GIVEN TASK -
Copy the listing below in full and skip every picture.

DATA EXTRACT -
━━━━━━━━━━
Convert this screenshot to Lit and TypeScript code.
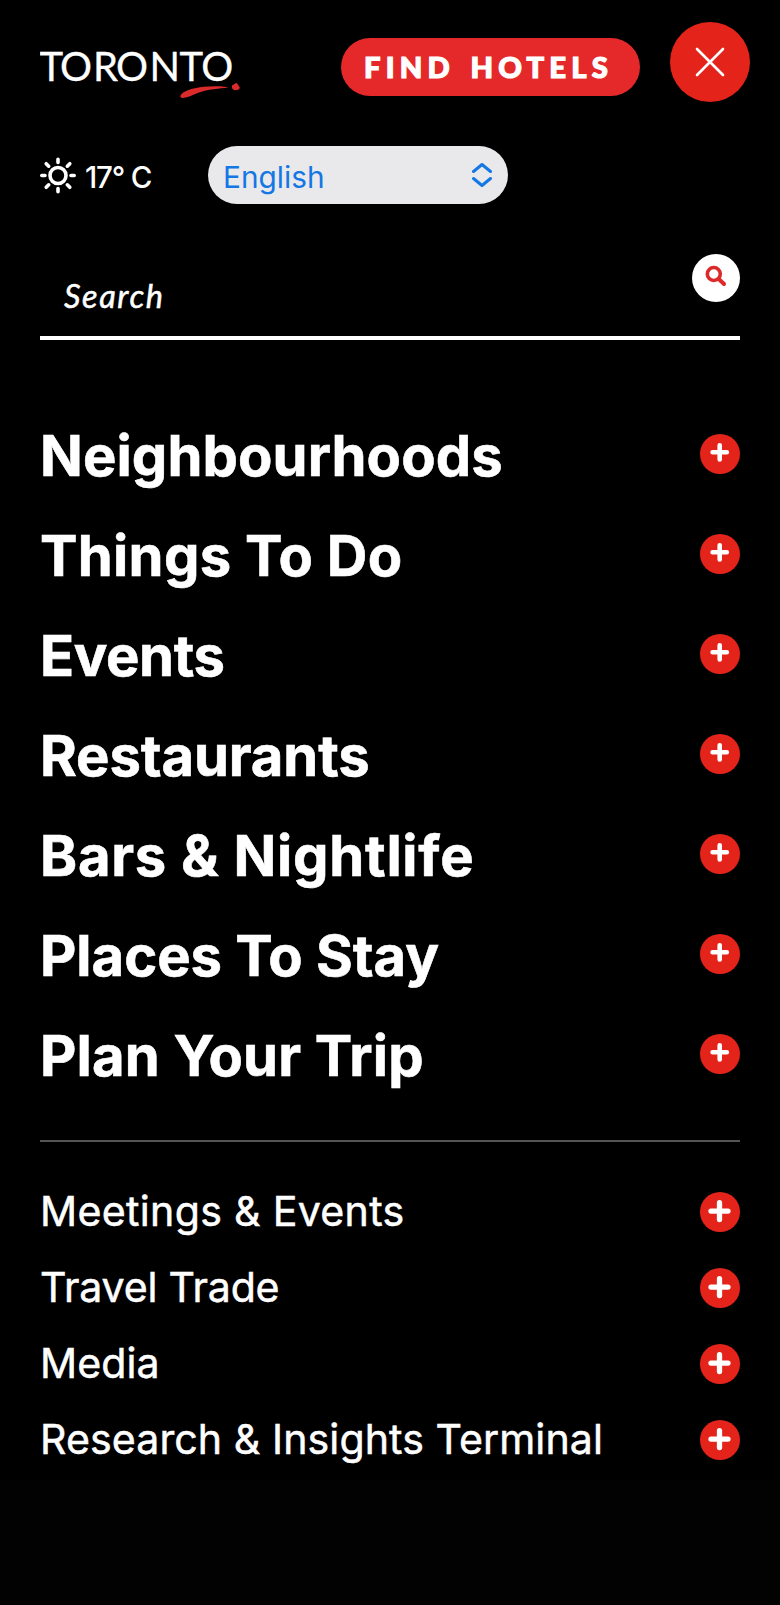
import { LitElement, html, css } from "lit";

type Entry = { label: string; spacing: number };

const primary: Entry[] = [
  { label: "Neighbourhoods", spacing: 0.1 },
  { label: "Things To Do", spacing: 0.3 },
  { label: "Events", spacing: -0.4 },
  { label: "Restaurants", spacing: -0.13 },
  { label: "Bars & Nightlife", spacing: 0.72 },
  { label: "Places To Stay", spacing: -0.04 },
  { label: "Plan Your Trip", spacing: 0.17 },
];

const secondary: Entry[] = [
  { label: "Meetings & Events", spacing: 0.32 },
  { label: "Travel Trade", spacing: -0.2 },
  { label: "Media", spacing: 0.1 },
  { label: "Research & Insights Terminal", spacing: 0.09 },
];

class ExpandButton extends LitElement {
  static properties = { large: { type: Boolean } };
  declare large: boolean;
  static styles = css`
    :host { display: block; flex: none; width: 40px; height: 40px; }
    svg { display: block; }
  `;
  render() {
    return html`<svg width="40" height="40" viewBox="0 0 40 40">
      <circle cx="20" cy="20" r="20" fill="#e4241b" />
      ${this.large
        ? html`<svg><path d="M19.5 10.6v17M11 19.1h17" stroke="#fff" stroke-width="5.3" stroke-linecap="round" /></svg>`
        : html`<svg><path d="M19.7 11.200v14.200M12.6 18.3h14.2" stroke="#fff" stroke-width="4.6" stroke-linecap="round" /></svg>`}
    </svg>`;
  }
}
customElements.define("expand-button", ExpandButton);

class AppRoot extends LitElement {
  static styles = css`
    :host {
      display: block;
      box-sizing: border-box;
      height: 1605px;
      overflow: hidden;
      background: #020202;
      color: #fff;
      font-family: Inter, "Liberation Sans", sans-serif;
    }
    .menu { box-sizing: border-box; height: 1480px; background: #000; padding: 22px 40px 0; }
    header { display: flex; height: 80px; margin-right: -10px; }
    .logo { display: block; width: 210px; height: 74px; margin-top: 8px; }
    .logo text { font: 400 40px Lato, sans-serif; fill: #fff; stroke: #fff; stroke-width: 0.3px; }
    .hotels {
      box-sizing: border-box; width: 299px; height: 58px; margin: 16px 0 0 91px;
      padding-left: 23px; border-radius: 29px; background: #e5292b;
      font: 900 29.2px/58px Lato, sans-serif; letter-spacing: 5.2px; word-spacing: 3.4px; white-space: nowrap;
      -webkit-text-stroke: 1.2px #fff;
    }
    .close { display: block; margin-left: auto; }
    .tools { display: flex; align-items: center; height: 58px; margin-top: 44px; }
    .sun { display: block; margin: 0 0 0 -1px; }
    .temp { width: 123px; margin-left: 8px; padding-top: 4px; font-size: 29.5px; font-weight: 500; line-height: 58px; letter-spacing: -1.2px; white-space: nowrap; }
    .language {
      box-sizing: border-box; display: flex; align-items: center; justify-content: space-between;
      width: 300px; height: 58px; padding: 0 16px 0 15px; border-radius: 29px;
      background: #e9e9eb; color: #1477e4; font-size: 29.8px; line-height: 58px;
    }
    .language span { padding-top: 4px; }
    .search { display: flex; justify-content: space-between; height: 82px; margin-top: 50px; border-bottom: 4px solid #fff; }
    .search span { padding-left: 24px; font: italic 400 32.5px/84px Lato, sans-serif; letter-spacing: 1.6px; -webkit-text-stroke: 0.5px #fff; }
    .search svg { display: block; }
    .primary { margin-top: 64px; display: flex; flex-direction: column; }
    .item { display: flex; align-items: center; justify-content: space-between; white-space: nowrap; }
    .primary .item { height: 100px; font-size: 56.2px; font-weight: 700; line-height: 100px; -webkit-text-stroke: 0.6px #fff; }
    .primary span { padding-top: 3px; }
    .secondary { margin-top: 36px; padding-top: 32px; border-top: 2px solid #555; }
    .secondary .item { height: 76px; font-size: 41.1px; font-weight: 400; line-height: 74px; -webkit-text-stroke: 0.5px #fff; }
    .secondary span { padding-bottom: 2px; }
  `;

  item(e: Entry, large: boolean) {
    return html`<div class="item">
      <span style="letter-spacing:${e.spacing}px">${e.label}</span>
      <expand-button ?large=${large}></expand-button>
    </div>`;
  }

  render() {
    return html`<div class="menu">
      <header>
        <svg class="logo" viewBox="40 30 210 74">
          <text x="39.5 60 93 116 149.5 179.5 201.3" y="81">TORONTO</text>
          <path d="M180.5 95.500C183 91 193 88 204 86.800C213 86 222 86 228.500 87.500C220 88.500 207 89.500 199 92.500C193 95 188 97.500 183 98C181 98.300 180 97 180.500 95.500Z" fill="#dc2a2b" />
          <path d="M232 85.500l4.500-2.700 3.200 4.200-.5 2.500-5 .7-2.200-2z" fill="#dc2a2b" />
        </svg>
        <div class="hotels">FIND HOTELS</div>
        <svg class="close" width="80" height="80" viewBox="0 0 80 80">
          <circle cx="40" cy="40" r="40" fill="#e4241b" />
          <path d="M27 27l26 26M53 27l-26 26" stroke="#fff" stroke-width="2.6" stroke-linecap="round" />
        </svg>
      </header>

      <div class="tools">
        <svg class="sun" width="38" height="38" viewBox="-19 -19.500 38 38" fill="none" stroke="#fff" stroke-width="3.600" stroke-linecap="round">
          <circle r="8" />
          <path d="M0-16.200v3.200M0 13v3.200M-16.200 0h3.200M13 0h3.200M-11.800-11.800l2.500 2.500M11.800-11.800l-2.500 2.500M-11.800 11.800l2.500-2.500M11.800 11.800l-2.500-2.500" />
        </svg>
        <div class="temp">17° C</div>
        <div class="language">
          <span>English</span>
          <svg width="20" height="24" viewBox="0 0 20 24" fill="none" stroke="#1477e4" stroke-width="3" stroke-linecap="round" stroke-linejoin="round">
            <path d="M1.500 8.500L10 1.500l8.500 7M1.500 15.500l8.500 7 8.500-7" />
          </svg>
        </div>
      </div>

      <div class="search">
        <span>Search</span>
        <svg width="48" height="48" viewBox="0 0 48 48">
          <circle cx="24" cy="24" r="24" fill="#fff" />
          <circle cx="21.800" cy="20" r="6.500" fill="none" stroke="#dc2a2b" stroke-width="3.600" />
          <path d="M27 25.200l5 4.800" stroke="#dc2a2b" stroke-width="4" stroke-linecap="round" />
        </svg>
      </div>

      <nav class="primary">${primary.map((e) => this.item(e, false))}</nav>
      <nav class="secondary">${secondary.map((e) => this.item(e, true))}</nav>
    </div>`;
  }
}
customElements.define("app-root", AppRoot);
━━━━━━━━━━
COMPLETED EXERCISE -
Convert this screenshot to Lit and TypeScript code.
import { LitElement, html, css } from "lit";

type Entry = { label: string; spacing: number };

const primary: Entry[] = [
  { label: "Neighbourhoods", spacing: 0.1 },
  { label: "Things To Do", spacing: 0.3 },
  { label: "Events", spacing: -0.4 },
  { label: "Restaurants", spacing: -0.13 },
  { label: "Bars & Nightlife", spacing: 0.72 },
  { label: "Places To Stay", spacing: -0.04 },
  { label: "Plan Your Trip", spacing: 0.17 },
];

const secondary: Entry[] = [
  { label: "Meetings & Events", spacing: 0.32 },
  { label: "Travel Trade", spacing: -0.2 },
  { label: "Media", spacing: 0.1 },
  { label: "Research & Insights Terminal", spacing: 0.09 },
];

class ExpandButton extends LitElement {
  static properties = { large: { type: Boolean } };
  declare large: boolean;
  static styles = css`
    :host { display: block; flex: none; width: 40px; height: 40px; }
    svg { display: block; }
  `;
  render() {
    return html`<svg width="40" height="40" viewBox="0 0 40 40">
      <circle cx="20" cy="20" r="20" fill="#e4241b" />
      ${this.large
        ? html`<svg><path d="M19.5 10.6v17M11 19.1h17" stroke="#fff" stroke-width="5.3" stroke-linecap="round" /></svg>`
        : html`<svg><path d="M19.7 11.200v14.200M12.6 18.3h14.2" stroke="#fff" stroke-width="4.6" stroke-linecap="round" /></svg>`}
    </svg>`;
  }
}
customElements.define("expand-button", ExpandButton);

class AppRoot extends LitElement {
  static styles = css`
    :host {
      display: block;
      box-sizing: border-box;
      height: 1605px;
      overflow: hidden;
      background: #020202;
      color: #fff;
      font-family: Inter, "Liberation Sans", sans-serif;
    }
    .menu { box-sizing: border-box; height: 1480px; background: #000; padding: 22px 40px 0; }
    header { display: flex; height: 80px; margin-right: -10px; }
    .logo { display: block; width: 210px; height: 74px; margin-top: 8px; }
    .logo text { font: 400 40px Lato, sans-serif; fill: #fff; stroke: #fff; stroke-width: 0.3px; }
    .hotels {
      box-sizing: border-box; width: 299px; height: 58px; margin: 16px 0 0 91px;
      padding-left: 23px; border-radius: 29px; background: #e5292b;
      font: 900 29.2px/58px Lato, sans-serif; letter-spacing: 5.2px; word-spacing: 3.4px; white-space: nowrap;
      -webkit-text-stroke: 1.2px #fff;
    }
    .close { display: block; margin-left: auto; }
    .tools { display: flex; align-items: center; height: 58px; margin-top: 44px; }
    .sun { display: block; margin: 0 0 0 -1px; }
    .temp { width: 123px; margin-left: 8px; padding-top: 4px; font-size: 29.5px; font-weight: 500; line-height: 58px; letter-spacing: -1.2px; white-space: nowrap; }
    .language {
      box-sizing: border-box; display: flex; align-items: center; justify-content: space-between;
      width: 300px; height: 58px; padding: 0 16px 0 15px; border-radius: 29px;
      background: #e9e9eb; color: #1477e4; font-size: 29.8px; line-height: 58px;
    }
    .language span { padding-top: 4px; }
    .search { display: flex; justify-content: space-between; height: 82px; margin-top: 50px; border-bottom: 4px solid #fff; }
    .search span { padding-left: 24px; font: italic 400 32.5px/84px Lato, sans-serif; letter-spacing: 1.6px; -webkit-text-stroke: 0.5px #fff; }
    .search svg { display: block; }
    .primary { margin-top: 64px; display: flex; flex-direction: column; }
    .item { display: flex; align-items: center; justify-content: space-between; white-space: nowrap; }
    .primary .item { height: 100px; font-size: 56.2px; font-weight: 700; line-height: 100px; -webkit-text-stroke: 0.6px #fff; }
    .primary span { padding-top: 3px; }
    .secondary { margin-top: 36px; padding-top: 32px; border-top: 2px solid #555; }
    .secondary .item { height: 76px; font-size: 41.1px; font-weight: 400; line-height: 74px; -webkit-text-stroke: 0.5px #fff; }
    .secondary span { padding-bottom: 2px; }
  `;

  item(e: Entry, large: boolean) {
    return html`<div class="item">
      <span style="letter-spacing:${e.spacing}px">${e.label}</span>
      <expand-button ?large=${large}></expand-button>
    </div>`;
  }

  render() {
    return html`<div class="menu">
      <header>
        <svg class="logo" viewBox="40 30 210 74">
          <text x="39.5 60 93 116 149.5 179.5 201.3" y="81">TORONTO</text>
          <path d="M180.5 95.500C183 91 193 88 204 86.800C213 86 222 86 228.500 87.500C220 88.500 207 89.500 199 92.500C193 95 188 97.500 183 98C181 98.300 180 97 180.500 95.500Z" fill="#dc2a2b" />
          <path d="M232 85.500l4.500-2.700 3.200 4.200-.5 2.500-5 .7-2.200-2z" fill="#dc2a2b" />
        </svg>
        <div class="hotels">FIND HOTELS</div>
        <svg class="close" width="80" height="80" viewBox="0 0 80 80">
          <circle cx="40" cy="40" r="40" fill="#e4241b" />
          <path d="M27 27l26 26M53 27l-26 26" stroke="#fff" stroke-width="2.6" stroke-linecap="round" />
        </svg>
      </header>

      <div class="tools">
        <svg class="sun" width="38" height="38" viewBox="-19 -19.500 38 38" fill="none" stroke="#fff" stroke-width="3.600" stroke-linecap="round">
          <circle r="8" />
          <path d="M0-16.200v3.200M0 13v3.200M-16.200 0h3.200M13 0h3.200M-11.800-11.800l2.500 2.500M11.800-11.800l-2.500 2.500M-11.800 11.800l2.500-2.500M11.800 11.800l-2.500-2.500" />
        </svg>
        <div class="temp">17° C</div>
        <div class="language">
          <span>English</span>
          <svg width="20" height="24" viewBox="0 0 20 24" fill="none" stroke="#1477e4" stroke-width="3" stroke-linecap="round" stroke-linejoin="round">
            <path d="M1.500 8.500L10 1.500l8.500 7M1.500 15.500l8.500 7 8.500-7" />
          </svg>
        </div>
      </div>

      <div class="search">
        <span>Search</span>
        <svg width="48" height="48" viewBox="0 0 48 48">
          <circle cx="24" cy="24" r="24" fill="#fff" />
          <circle cx="21.800" cy="20" r="6.500" fill="none" stroke="#dc2a2b" stroke-width="3.600" />
          <path d="M27 25.200l5 4.800" stroke="#dc2a2b" stroke-width="4" stroke-linecap="round" />
        </svg>
      </div>

      <nav class="primary">${primary.map((e) => this.item(e, false))}</nav>
      <nav class="secondary">${secondary.map((e) => this.item(e, true))}</nav>
    </div>`;
  }
}
customElements.define("app-root", AppRoot);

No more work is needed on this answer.